Can the intake of Omega-3s be too high?

The Food and Nutrition Board did not set an Upper Level of known safe intake because of inadequate data and difficulties translating test tube study findings to living organisms including humans. We know that Greenland Eskimos consume about 6.5 g/day, whereas USA dietary intakes are considered high when they reach 1.3 g/day. In a study about cellular response to eating omega-3 fortified foods, no adverse effects were reported when subjects consumed up to 10.8 g a day (1.8 g/d of EPA and DHA and 9.0 g ALA) over a 4 week period [Mantzioris E., Cleland LG, Gibson RA, et al. Am J Clin Nutr 2000;72:42-8] without any reports of adverse effects. The Food and Nutrition Board cautions that high intakes may impair the immune response and cause prolonged bleeding. While these side effects are rare with foods, their likelihood is greater with supplement use such as fish oil capsules and flaxseed oil.

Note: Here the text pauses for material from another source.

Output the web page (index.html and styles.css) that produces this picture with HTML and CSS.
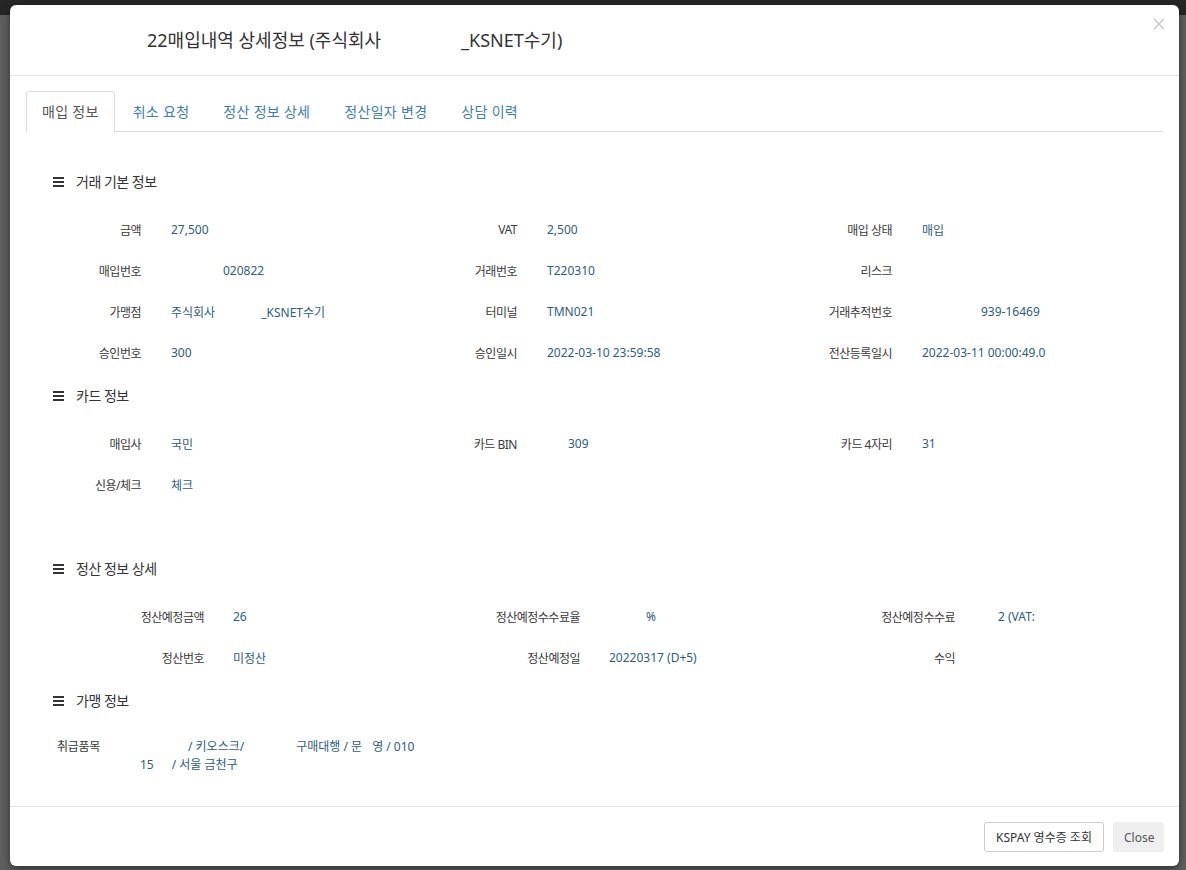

Persons with diabetes or glucose intolerance should use omega-3 fats, especially omega-3 supplements under the care of a medical professional because they may reduce glucose tolerance, thus causing more diabetic-like symptoms. In fact, oral diabetes medication doses may need to be increased with omega-3 supplement use. Anticoagulants such as aspirin or coumadin prolong bleeding times as do some herbs such as ginko. Persons taking any medications or using herbal supplements should consult their physician to minimize the possibility of these harmful side effects.